• What needs to be done
Write the data out again, character for character, with no images.
▽
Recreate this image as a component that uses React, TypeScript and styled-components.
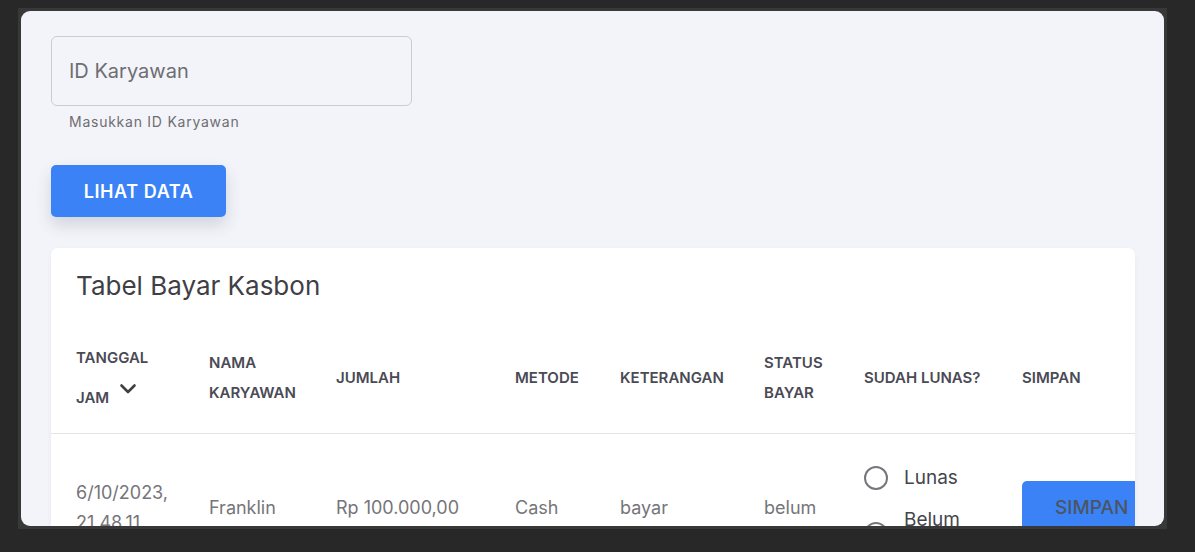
import React from "react";
import styled, { createGlobalStyle } from "styled-components";

const Global = createGlobalStyle`
  html, body { margin: 0; padding: 0; background: #282828; }
  body { font-family: Inter, "Noto Sans", sans-serif; }
  * { box-sizing: border-box; }
`;

const Frame = styled.div`
  margin: 8px 0 0 18px;
  width: 1149px;
  height: 521px;
  background: #383838;
  padding: 3px;
`;

const Panel = styled.div`
  height: 515px;
  background: #f3f4f9;
  border-radius: 9px;
  overflow: hidden;
  padding: 25px 29px 0 30px;
`;

const Field = styled.div`
  width: 361px;
  display: flex;
  flex-direction: column;
`;

const Input = styled.input`
  height: 70px;
  width: 100%;
  border: 1px solid #cbcbd0;
  border-radius: 6px;
  background: transparent;
  padding: 0 17px;
  font-family: Inter, sans-serif;
  font-size: 20px;
  color: #333;
  outline: none;
  &::placeholder { color: #6e6e72; }
`;

const Helper = styled.span`
  margin-top: 7px;
  padding-left: 18px;
  font-size: 14px;
  line-height: 17px;
  color: #6e6e72;
  letter-spacing: 0.75px;
`;

const PrimaryButton = styled.button`
  margin-top: 35px;
  width: 175px;
  height: 52px;
  border: none;
  border-radius: 5px;
  background: #3b82f6;
  color: #fff;
  font-family: Inter, sans-serif;
  font-size: 18px;
  font-weight: 600;
  letter-spacing: 0.6px;
  box-shadow: 0 8px 16px rgba(40, 50, 80, 0.16);
`;

const Card = styled.div`
  margin-top: 31px;
  background: #fff;
  border-radius: 7px;
  box-shadow: 0 2px 6px rgba(0, 0, 0, 0.04);
  overflow: hidden;
`;

const CardTitle = styled.h2`
  margin: 0;
  padding: 23px 25px 0;
  font-size: 26px;
  line-height: 30px;
  font-weight: 400;
  color: #3f3f46;
`;

const Table = styled.table`
  border-collapse: collapse;
  table-layout: fixed;
  width: 1146px;
  margin-top: 22px;
`;

const Th = styled.th`
  height: 110px;
  padding: 0 8px 0 25px;
  text-align: left;
  vertical-align: middle;
  font-size: 15px;
  font-weight: 600;
  line-height: 30px;
  text-transform: uppercase;
  color: #4a4a55;
  border-bottom: 1px solid #e4e4e7;
`;

const SortIcon = styled.svg`
  width: 22px;
  height: 30px;
  margin-left: 8px;
  vertical-align: 0;
`;

const Td = styled.td<{ $tight?: boolean }>`
  padding: 24px 8px ${(p) => (p.$tight ? "20px" : "24px")} 25px;
  vertical-align: middle;
  font-size: 18px;
  line-height: 30px;
  color: #75757a;
`;

const RadioGroup = styled.div`
  display: flex;
  flex-direction: column;
  gap: 8px;
`;

const RadioItem = styled.label`
  display: flex;
  align-items: center;
  gap: 16px;
  min-height: 40px;
  font-size: 19px;
  line-height: 28px;
  color: #45454d;
`;

const RadioCircle = styled.span`
  flex: none;
  width: 24px;
  height: 24px;
  border: 2px solid #76767c;
  border-radius: 50%;
`;

const SaveButton = styled.button`
  width: 150px;
  height: 54px;
  border: none;
  border-radius: 5px;
  background: #3b82f6;
  color: #4b5563;
  font-family: Inter, sans-serif;
  font-size: 19px;
  font-weight: 500;
  text-align: left;
  padding: 0 0 0 33px;
`;

const columns = [133, 127, 179, 105, 144, 100, 158, 200];

export default function App() {
  return (
    <>
      <Global />
      <Frame>
        <Panel>
          <Field>
            <Input placeholder="ID Karyawan" />
            <Helper>Masukkan ID Karyawan</Helper>
          </Field>
          <PrimaryButton>LIHAT DATA</PrimaryButton>
          <Card>
            <CardTitle>Tabel Bayar Kasbon</CardTitle>
            <Table>
              <colgroup>
                {columns.map((w, i) => (
                  <col key={i} style={{ width: w }} />
                ))}
              </colgroup>
              <thead>
                <tr>
                  <Th>
                    Tanggal Jam
                    <SortIcon viewBox="0 0 22 30" fill="none" stroke="#3f3f46" strokeWidth="2.6" strokeLinecap="round" strokeLinejoin="round">
                      <path d="M4.5 12.5l6.5 6.5 6.5-6.5" />
                    </SortIcon>
                  </Th>
                  <Th>Nama Karyawan</Th>
                  <Th>Jumlah</Th>
                  <Th>Metode</Th>
                  <Th>Keterangan</Th>
                  <Th>Status Bayar</Th>
                  <Th>Sudah Lunas?</Th>
                  <Th>Simpan</Th>
                </tr>
              </thead>
              <tbody>
                <tr>
                  <Td>6/10/2023, 21.48.11</Td>
                  <Td>Franklin</Td>
                  <Td>Rp 100.000,00</Td>
                  <Td>Cash</Td>
                  <Td>bayar</Td>
                  <Td>belum</Td>
                  <Td $tight>
                    <RadioGroup>
                      <RadioItem>
                        <RadioCircle />
                        Lunas
                      </RadioItem>
                      <RadioItem>
                        <RadioCircle />
                        Belum Lunas
                      </RadioItem>
                    </RadioGroup>
                  </Td>
                  <Td>
                    <SaveButton>SIMPAN</SaveButton>
                  </Td>
                </tr>
              </tbody>
            </Table>
          </Card>
        </Panel>
      </Frame>
    </>
  );
}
△
• Solution below
Recreate this image as a component that uses React, TypeScript and styled-components.
import React from "react";
import styled, { createGlobalStyle } from "styled-components";

const Global = createGlobalStyle`
  html, body { margin: 0; padding: 0; background: #282828; }
  body { font-family: Inter, "Noto Sans", sans-serif; }
  * { box-sizing: border-box; }
`;

const Frame = styled.div`
  margin: 8px 0 0 18px;
  width: 1149px;
  height: 521px;
  background: #383838;
  padding: 3px;
`;

const Panel = styled.div`
  height: 515px;
  background: #f3f4f9;
  border-radius: 9px;
  overflow: hidden;
  padding: 25px 29px 0 30px;
`;

const Field = styled.div`
  width: 361px;
  display: flex;
  flex-direction: column;
`;

const Input = styled.input`
  height: 70px;
  width: 100%;
  border: 1px solid #cbcbd0;
  border-radius: 6px;
  background: transparent;
  padding: 0 17px;
  font-family: Inter, sans-serif;
  font-size: 20px;
  color: #333;
  outline: none;
  &::placeholder { color: #6e6e72; }
`;

const Helper = styled.span`
  margin-top: 7px;
  padding-left: 18px;
  font-size: 14px;
  line-height: 17px;
  color: #6e6e72;
  letter-spacing: 0.75px;
`;

const PrimaryButton = styled.button`
  margin-top: 35px;
  width: 175px;
  height: 52px;
  border: none;
  border-radius: 5px;
  background: #3b82f6;
  color: #fff;
  font-family: Inter, sans-serif;
  font-size: 18px;
  font-weight: 600;
  letter-spacing: 0.6px;
  box-shadow: 0 8px 16px rgba(40, 50, 80, 0.16);
`;

const Card = styled.div`
  margin-top: 31px;
  background: #fff;
  border-radius: 7px;
  box-shadow: 0 2px 6px rgba(0, 0, 0, 0.04);
  overflow: hidden;
`;

const CardTitle = styled.h2`
  margin: 0;
  padding: 23px 25px 0;
  font-size: 26px;
  line-height: 30px;
  font-weight: 400;
  color: #3f3f46;
`;

const Table = styled.table`
  border-collapse: collapse;
  table-layout: fixed;
  width: 1146px;
  margin-top: 22px;
`;

const Th = styled.th`
  height: 110px;
  padding: 0 8px 0 25px;
  text-align: left;
  vertical-align: middle;
  font-size: 15px;
  font-weight: 600;
  line-height: 30px;
  text-transform: uppercase;
  color: #4a4a55;
  border-bottom: 1px solid #e4e4e7;
`;

const SortIcon = styled.svg`
  width: 22px;
  height: 30px;
  margin-left: 8px;
  vertical-align: 0;
`;

const Td = styled.td<{ $tight?: boolean }>`
  padding: 24px 8px ${(p) => (p.$tight ? "20px" : "24px")} 25px;
  vertical-align: middle;
  font-size: 18px;
  line-height: 30px;
  color: #75757a;
`;

const RadioGroup = styled.div`
  display: flex;
  flex-direction: column;
  gap: 8px;
`;

const RadioItem = styled.label`
  display: flex;
  align-items: center;
  gap: 16px;
  min-height: 40px;
  font-size: 19px;
  line-height: 28px;
  color: #45454d;
`;

const RadioCircle = styled.span`
  flex: none;
  width: 24px;
  height: 24px;
  border: 2px solid #76767c;
  border-radius: 50%;
`;

const SaveButton = styled.button`
  width: 150px;
  height: 54px;
  border: none;
  border-radius: 5px;
  background: #3b82f6;
  color: #4b5563;
  font-family: Inter, sans-serif;
  font-size: 19px;
  font-weight: 500;
  text-align: left;
  padding: 0 0 0 33px;
`;

const columns = [133, 127, 179, 105, 144, 100, 158, 200];

export default function App() {
  return (
    <>
      <Global />
      <Frame>
        <Panel>
          <Field>
            <Input placeholder="ID Karyawan" />
            <Helper>Masukkan ID Karyawan</Helper>
          </Field>
          <PrimaryButton>LIHAT DATA</PrimaryButton>
          <Card>
            <CardTitle>Tabel Bayar Kasbon</CardTitle>
            <Table>
              <colgroup>
                {columns.map((w, i) => (
                  <col key={i} style={{ width: w }} />
                ))}
              </colgroup>
              <thead>
                <tr>
                  <Th>
                    Tanggal Jam
                    <SortIcon viewBox="0 0 22 30" fill="none" stroke="#3f3f46" strokeWidth="2.6" strokeLinecap="round" strokeLinejoin="round">
                      <path d="M4.5 12.5l6.5 6.5 6.5-6.5" />
                    </SortIcon>
                  </Th>
                  <Th>Nama Karyawan</Th>
                  <Th>Jumlah</Th>
                  <Th>Metode</Th>
                  <Th>Keterangan</Th>
                  <Th>Status Bayar</Th>
                  <Th>Sudah Lunas?</Th>
                  <Th>Simpan</Th>
                </tr>
              </thead>
              <tbody>
                <tr>
                  <Td>6/10/2023, 21.48.11</Td>
                  <Td>Franklin</Td>
                  <Td>Rp 100.000,00</Td>
                  <Td>Cash</Td>
                  <Td>bayar</Td>
                  <Td>belum</Td>
                  <Td $tight>
                    <RadioGroup>
                      <RadioItem>
                        <RadioCircle />
                        Lunas
                      </RadioItem>
                      <RadioItem>
                        <RadioCircle />
                        Belum Lunas
                      </RadioItem>
                    </RadioGroup>
                  </Td>
                  <Td>
                    <SaveButton>SIMPAN</SaveButton>
                  </Td>
                </tr>
              </tbody>
            </Table>
          </Card>
        </Panel>
      </Frame>
    </>
  );
}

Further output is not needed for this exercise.